May 27 (Bloomberg) -- Viktor Kordash, a New Jersey man who restores antiques, admitted to a tax charge in a U.S. probe of offshore banks that has led to the prosecution of more than 100 bankers and their clients.
Kordash, 64, pleaded guilty today in Manhattan federal court to a single count of failing to report an offshore account. At its peak, the account at Wegelin & Co. in Switzerland had a balance of $1.6 million.
“He’s trying to make this right,” Kordash’s lawyer, James Lisa, said outside court, referring to his client’s guilty plea.

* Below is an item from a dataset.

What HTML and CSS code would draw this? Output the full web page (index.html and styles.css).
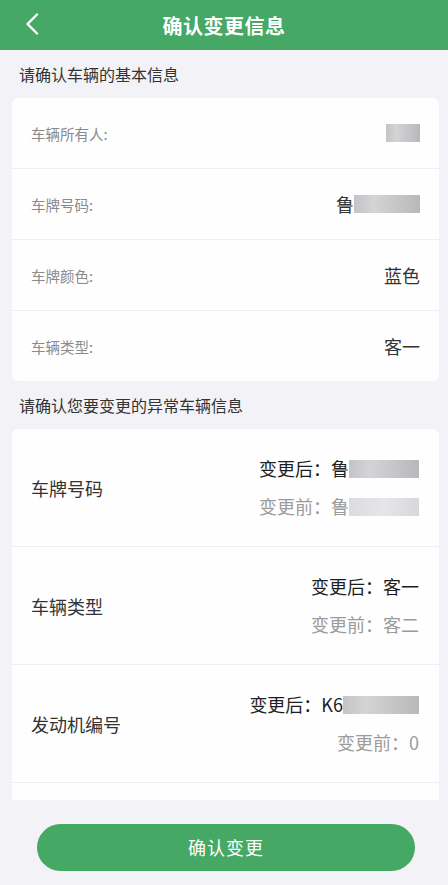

Kordash faces as long as five years in prison when he’s sentenced Sept. 12. In a plea agreement, Kordash and prosecutors said federal sentencing guidelines, which aren’t binding on the judge, call for him to receive from two years to 2 1/2 years in prison. He also agreed to pay at least $268,000 in unpaid taxes plus $750,000 in penalties.
More than 100 people have been charged since 2009 in a U.S. crackdown on tax avoidance through offshore bank accounts. Wegelin, formerly Switzerland’s oldest private bank, pleaded guilty in 2013 to helping U.S. taxpayers hide more than $1.2 billion from the Internal Revenue Service. Wegelin blamed the U.S. investigation for forcing it out of business after 272 years.
Credit Suisse Group AG’s main bank subsidiary pleaded guilty on May 19 to helping thousands of Americans evade taxes and the bank is paying a $2.6 billion penalty. The investigation is continuing against 13 other Swiss banks.
The case is U.S. v. Kordash, U.S. District Court, Southern District Court, Southern District of New York (Manhattan).